Everyone comes here to draw this most essential resource into their
bodies. You could say that this village is a community of water, for
the flow of living water is what connects everyone here, what binds and
bonds them to each other. The well is the hub of the village, its
sacred center, its primary shared resource.
Now,
think of the place where you live and work today—your community. What
is the well of living water that your community draws from? What is it
that binds you and bonds you together?
We’re not just
talking about physical water here, but something deeper.
Recently
it occurred to me that the water well at the center—the source and
symbol of hope and unity in a community—has been replaced with another
kind of well. In essence, we’ve attempted to replace the living water
that connects us and binds us into community with something else. You
could say it’s oil. Or you could say it’s a reliance on something
external—like technology—rather than our deepest inner resources. In
this manner, without realizing it, we’ve slowly been poisoning the well
of living water.
We
know what we have lost and what we must restore: it is, above all else,
community—the community of water. At the heart, this is what the
relocalization movement is all about. Externally, we are surely
developing community self-sufficiency in energy, food and economy, and
then building a network of interdependent communities in our respective
bioregions. But there is far more to the story.
What’s
fundamentally at stake here is human freedom. For we are discovering—a
bit painfully, perhaps—that if we are dependent on distant sources and
foreign powers for our essential needs, we will have no choice but to
pay whatever price we must in order to survive. This is how freedom can
be sacrificed for survival. Our only viable alternative is to learn how
to meet our essential needs locally.
If human
civilization is to survive at all in the context of freedom, we can
only do so as a community of self-reliant communities
who have adopted relocalization strategies as ethical and evolutionary
imperatives.
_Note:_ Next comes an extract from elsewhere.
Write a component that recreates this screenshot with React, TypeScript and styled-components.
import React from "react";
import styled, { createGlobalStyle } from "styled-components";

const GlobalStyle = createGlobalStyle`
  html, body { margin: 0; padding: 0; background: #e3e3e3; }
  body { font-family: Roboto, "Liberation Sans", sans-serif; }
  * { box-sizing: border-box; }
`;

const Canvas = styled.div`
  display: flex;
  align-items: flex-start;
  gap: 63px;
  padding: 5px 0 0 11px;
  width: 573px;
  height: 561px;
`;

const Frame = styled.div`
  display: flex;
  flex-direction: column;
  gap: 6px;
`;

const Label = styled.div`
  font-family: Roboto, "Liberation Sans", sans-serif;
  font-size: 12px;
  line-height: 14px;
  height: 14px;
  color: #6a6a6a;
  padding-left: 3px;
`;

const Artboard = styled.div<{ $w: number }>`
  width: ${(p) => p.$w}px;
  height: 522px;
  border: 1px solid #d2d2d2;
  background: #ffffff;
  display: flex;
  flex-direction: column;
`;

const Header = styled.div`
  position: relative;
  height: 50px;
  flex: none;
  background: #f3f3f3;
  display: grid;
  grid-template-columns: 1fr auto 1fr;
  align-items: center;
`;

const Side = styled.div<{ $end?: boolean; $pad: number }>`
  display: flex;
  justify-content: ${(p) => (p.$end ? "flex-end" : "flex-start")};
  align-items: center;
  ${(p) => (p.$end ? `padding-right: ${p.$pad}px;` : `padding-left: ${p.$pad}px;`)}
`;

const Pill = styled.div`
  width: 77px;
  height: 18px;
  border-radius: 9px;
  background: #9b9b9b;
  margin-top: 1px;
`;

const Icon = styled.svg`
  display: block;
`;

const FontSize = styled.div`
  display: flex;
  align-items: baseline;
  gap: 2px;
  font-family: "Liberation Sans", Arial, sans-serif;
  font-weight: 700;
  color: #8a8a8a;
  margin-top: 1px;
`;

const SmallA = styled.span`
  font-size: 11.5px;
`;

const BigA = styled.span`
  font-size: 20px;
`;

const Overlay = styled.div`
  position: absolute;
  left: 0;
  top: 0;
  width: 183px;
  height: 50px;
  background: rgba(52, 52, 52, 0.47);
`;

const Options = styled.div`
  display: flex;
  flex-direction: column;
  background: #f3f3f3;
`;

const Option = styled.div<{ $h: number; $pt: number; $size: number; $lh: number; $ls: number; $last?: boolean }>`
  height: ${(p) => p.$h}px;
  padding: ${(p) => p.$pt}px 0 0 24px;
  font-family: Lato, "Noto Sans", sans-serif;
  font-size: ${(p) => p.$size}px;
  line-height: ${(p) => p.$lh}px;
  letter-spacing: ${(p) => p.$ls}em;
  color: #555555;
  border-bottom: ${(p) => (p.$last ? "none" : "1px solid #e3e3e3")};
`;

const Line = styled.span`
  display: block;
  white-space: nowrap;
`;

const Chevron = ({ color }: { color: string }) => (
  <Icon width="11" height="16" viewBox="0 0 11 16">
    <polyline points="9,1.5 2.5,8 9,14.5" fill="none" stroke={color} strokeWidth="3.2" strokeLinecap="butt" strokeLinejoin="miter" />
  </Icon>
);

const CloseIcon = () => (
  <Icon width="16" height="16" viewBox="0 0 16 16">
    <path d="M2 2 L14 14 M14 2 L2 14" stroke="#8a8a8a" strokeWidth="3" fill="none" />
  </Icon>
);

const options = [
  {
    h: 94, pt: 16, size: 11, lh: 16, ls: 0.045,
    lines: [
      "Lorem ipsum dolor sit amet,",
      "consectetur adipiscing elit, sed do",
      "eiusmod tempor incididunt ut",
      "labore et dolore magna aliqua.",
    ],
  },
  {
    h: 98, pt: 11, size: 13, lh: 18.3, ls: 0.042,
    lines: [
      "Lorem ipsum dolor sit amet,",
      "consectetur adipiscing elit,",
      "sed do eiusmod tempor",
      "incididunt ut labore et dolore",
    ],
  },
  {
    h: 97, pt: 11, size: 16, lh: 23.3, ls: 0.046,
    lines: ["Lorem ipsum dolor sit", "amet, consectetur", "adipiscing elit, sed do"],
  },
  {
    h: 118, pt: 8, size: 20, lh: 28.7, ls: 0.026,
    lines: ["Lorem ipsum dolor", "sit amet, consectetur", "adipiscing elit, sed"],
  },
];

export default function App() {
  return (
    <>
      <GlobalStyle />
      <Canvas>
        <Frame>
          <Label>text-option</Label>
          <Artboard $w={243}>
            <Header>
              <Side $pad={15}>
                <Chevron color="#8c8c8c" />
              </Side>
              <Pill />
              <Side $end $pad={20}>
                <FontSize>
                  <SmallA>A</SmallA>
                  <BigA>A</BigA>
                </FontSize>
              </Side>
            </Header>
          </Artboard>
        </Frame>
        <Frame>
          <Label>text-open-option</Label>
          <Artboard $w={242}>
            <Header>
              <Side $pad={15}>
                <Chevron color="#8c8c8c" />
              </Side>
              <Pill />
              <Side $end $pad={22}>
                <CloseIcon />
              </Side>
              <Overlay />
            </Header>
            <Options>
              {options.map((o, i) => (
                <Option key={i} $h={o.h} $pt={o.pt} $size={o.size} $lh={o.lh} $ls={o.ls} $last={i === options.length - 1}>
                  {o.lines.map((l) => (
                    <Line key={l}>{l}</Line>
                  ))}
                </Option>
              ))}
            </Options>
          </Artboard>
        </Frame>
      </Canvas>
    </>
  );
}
Only upon such a foundation can we develop a platform for
sustainable life upon this planet. Only as communities—restored as
communities of water—can we again be in accord with the living river
that flows through the forces of nature and evolution.
Community.
This is the hope and the promise of the relocalization movement. This
is our greatest common need, and the greatest gift that we can bring
forth. And bring it forth we can, and we will.
Coming
back from the first regional localization conference, April 7-9,
sponsored by Willits Economic LocaLization (WELL!), I found myself
haunted by one question: In the future, in our local communities what
will be the equivalent of the well of the village; what will be the
spiritual center of living water that we draw from and that binds us
together? I do not have the answer to this question, but I am living
with it, and we are living with it in Boulder Valley Relocalization,
where 120 citizens are working together to build a strategic
relocalization plan for our community. I am confident that if we will
persist, and if we will draw upon the deepest wisdom and compassion
that resides within and among us, we will finally rediscover the well
of living water that we had seemingly left behind. And in the process
we may learn to be part of the great watering of our
neighborhoods and communities that we intuitively know is so greatly
needed.
We
are regenerating or re-building community right where we already are.
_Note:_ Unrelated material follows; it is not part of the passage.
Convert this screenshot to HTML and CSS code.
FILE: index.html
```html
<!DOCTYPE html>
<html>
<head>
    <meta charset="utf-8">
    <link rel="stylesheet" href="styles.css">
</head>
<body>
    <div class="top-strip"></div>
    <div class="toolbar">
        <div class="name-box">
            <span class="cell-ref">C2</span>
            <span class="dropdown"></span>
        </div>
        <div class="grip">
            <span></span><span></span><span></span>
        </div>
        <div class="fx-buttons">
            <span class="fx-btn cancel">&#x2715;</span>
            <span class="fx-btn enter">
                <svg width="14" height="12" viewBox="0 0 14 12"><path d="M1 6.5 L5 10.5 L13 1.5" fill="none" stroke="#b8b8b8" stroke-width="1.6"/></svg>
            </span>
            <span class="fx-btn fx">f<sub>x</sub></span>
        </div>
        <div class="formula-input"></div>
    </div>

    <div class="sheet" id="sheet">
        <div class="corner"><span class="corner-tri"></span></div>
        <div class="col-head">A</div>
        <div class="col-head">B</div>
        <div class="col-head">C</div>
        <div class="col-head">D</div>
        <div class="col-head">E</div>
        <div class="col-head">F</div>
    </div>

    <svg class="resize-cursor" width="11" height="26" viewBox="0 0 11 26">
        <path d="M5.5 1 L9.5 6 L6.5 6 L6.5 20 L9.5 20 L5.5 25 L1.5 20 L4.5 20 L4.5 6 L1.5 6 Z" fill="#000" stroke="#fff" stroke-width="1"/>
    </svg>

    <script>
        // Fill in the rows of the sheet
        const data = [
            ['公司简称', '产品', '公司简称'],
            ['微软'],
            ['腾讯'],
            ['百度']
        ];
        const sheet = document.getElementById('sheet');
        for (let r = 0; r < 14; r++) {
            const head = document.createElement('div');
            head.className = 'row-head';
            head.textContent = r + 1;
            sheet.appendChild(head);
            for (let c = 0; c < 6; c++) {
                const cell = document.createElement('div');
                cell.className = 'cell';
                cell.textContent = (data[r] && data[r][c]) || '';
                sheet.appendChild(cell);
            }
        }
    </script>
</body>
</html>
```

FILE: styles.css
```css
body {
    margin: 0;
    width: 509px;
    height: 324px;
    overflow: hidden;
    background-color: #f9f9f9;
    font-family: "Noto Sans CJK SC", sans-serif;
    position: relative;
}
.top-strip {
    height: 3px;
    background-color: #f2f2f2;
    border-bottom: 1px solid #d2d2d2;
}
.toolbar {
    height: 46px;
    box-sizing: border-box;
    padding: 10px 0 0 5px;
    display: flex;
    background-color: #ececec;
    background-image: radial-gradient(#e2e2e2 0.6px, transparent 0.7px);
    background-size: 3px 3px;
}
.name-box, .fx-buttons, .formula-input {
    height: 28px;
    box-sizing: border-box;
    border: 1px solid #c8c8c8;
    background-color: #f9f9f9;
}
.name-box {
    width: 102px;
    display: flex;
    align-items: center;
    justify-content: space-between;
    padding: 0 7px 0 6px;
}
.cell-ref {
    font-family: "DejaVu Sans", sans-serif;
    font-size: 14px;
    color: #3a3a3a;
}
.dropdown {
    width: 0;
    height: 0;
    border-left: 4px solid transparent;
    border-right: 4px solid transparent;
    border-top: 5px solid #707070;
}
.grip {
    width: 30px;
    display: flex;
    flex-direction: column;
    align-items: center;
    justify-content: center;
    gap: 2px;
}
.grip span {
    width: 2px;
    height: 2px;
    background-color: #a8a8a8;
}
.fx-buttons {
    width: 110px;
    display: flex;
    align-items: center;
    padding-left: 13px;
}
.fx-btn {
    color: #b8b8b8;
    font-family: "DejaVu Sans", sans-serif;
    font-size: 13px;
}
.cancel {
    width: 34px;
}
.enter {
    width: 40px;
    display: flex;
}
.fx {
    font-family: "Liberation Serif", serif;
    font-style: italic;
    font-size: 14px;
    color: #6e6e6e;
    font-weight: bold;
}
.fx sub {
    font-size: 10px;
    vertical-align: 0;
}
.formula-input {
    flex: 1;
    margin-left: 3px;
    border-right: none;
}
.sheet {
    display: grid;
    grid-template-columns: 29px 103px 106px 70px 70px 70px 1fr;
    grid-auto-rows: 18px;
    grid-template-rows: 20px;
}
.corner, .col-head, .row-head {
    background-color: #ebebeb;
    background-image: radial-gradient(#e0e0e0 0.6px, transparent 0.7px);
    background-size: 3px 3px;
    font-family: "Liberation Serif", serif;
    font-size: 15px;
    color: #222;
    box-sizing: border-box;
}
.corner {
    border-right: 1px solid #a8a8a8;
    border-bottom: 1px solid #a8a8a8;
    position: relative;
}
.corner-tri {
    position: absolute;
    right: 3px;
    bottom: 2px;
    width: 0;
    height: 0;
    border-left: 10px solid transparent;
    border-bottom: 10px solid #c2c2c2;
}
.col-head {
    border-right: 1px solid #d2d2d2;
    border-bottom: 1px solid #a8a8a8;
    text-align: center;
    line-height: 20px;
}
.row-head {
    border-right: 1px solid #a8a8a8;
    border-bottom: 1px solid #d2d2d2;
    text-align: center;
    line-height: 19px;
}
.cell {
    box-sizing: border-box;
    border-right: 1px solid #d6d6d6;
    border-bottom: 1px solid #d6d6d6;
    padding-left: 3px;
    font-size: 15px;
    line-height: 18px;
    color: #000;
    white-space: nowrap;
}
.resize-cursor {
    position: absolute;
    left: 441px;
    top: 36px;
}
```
This is a process of transformation, not of building from scratch.
We’re remodeling the house, not bulldozing it flat and starting over.
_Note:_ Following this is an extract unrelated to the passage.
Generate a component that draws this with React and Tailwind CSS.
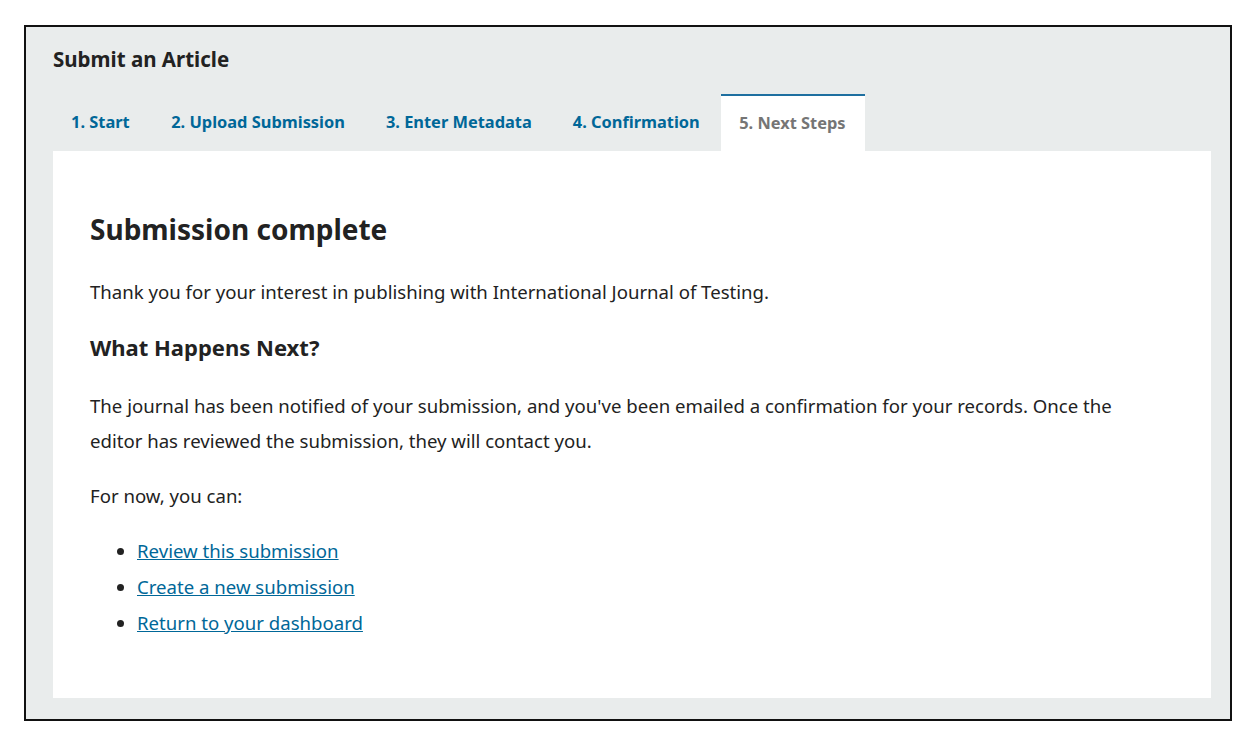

We’re not moving to the country to begin again. And we’re not heading
off to another planet because this one is beyond hope.
It’s
a long process, which begins with understanding our strengths and our
vulnerabilities. It requires strategic planning like our lives depend
on it—planning for the challenges and opportunities of
rapidly-converging crises, including peak oil, runaway global warming,
and economic instability—planning to gracefully and ethically ride down
the long curve of an energy-constrained future.
A
handful of us have already begun, but the biggest challenge will be to
engage the entire population of our communities in this process—along
with existing infrastructures of government, economy and industry—so
that the goals and plans of relocalization are actually adopted,
implemented and achieved.
For
some of us, this will be the most important endeavor we will ever
engage in, our legacy. For others, the experience will enable us to
discover how to take on even bigger challenges—and to be sure, even
bigger challenges are coming.
As
we engage, it’s important to remind ourselves that this has never been
done before. That is, no community—that we know about—has ever
relocalized itself. It’s never really been attempted. Many communities
have begun or are experimenting—more than 100 to date, in eight
nations—but it’s never been completed anywhere yet. (An exception of
sorts is
This
is historical work, and it’s possible that we will fail. It is a very
radical undertaking, and there are very few guidelines. We are grateful
to Post Carbon Institute—and the pioneering people in Willits,
California, Tompkins County, New York, and Kinsale, Ireland—for laying
down a trail that we could learn from. We in
Along
the way, we will be creating a culture of relocalization, one that is
very different from what most of us are living in now, and we might as
well be conscious about it. In Permaculture:
Principles & Pathways Beyond Sustainability, David Holmgren points to the need for
this: “The
hope, that in a sustainable future we can continue to live isolated
from each other is the social side of the illusion of a sustainable
future in the technosphere. The belief that human nature demands that
we live segregated and uncooperative lives is arguably a greater
impediment to a sustainable future than the belief that technology and
human brilliance can solve environmental problems.”
Why
is relocalization so important? Because we are regenerating or
rebirthing community; our most precious resource is community, and this
resource is rapidly diminishing. It turns out that a fossil-fuel-based
culture of consumption—and the economic globalization that it
inevitably spawns—destroys community. And it is only by building
community self-sufficiency in energy, food and economy that we have a
chance of preserving what’s most important about the human species into
the future and ensuring the future of human freedom. We live on one
planet, and it is becoming essential to our survival that we begin
thinking and acting as one people; this can only realistically begin on
the level of community.
We
have the option right now to choose to prepare our communities for an
energy-constrained future. We can choose to do so with humility, with
compassion, with creativity—and yes, even with joy. But we must choose,
or choices will be made for us.
I
think of the words of Dumbledore to Harry Potter: “Dark and difficult
times lay ahead. Soon we must all face the choice between what is right
and what is easy.”
We
find ourselves in an extraordinary position. This is the first modern
citizen-based movement to demand less, not more. The first to take to
the streets in pursuit of austerity. The first to demand that our
luxuries and our comforts be severely reduced. The first to call for a
people to lead the world in sacrifice. The first to mobilize
communities in the face of a crisis that has not quite arrived.
This
may be the greatest challenge any movement has faced. We are rising to
it, but we know it will not be easy. We are struggling to displace
assumptions of entitlement, and to reverse habits of consumption that
have become deeply embedded in our culture. We must transcend these
assumptions and patterns—first within ourselves.